**Records to process**
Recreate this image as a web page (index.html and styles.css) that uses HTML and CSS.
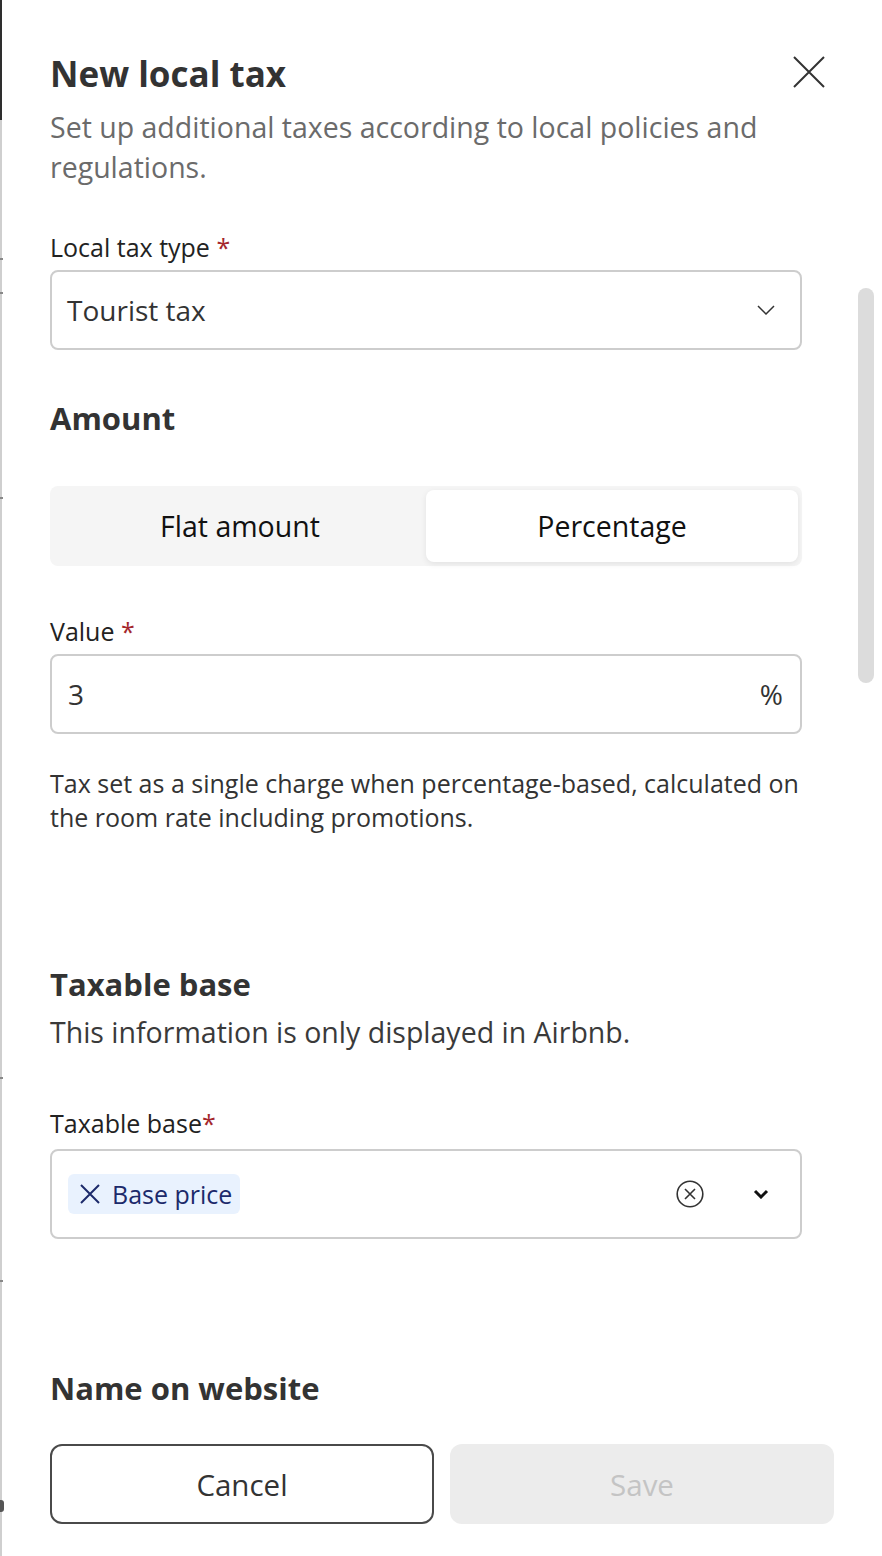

* * *

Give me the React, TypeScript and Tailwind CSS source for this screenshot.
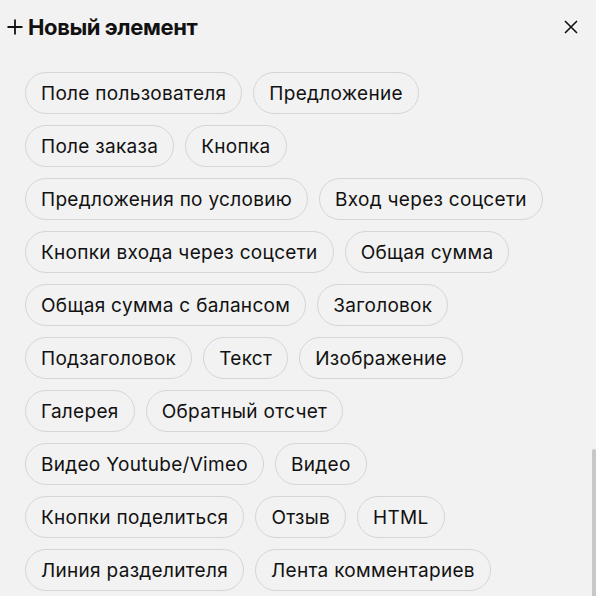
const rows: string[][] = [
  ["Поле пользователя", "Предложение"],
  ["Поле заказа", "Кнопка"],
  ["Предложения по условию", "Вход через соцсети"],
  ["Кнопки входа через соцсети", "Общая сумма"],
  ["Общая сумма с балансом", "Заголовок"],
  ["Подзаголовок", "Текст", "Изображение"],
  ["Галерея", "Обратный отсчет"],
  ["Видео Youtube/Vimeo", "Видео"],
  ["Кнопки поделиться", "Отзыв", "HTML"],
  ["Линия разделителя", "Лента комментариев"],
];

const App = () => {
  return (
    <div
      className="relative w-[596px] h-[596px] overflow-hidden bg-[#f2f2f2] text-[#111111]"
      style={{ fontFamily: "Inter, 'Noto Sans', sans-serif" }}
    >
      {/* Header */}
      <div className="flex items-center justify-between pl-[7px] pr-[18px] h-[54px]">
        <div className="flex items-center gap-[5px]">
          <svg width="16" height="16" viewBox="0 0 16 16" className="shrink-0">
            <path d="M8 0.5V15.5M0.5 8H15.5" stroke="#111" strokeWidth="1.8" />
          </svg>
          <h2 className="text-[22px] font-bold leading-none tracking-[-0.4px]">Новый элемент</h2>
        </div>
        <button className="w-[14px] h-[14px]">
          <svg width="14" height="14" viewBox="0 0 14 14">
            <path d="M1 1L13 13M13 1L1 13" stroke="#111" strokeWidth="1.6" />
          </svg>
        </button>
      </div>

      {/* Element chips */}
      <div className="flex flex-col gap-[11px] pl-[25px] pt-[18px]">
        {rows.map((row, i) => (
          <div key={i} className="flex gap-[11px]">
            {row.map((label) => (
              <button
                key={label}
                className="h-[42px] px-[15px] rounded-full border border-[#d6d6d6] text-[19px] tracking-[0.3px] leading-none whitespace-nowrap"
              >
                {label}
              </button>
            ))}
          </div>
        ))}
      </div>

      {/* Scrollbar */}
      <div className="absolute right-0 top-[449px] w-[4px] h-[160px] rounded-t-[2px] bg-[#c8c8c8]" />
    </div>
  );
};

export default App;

**Stated problem**
Report every line containing the word "this" from the listing above.

**Expected answer**
Recreate this image as a web page (index.html and styles.css) that uses HTML and CSS.
Give me the React, TypeScript and Tailwind CSS source for this screenshot.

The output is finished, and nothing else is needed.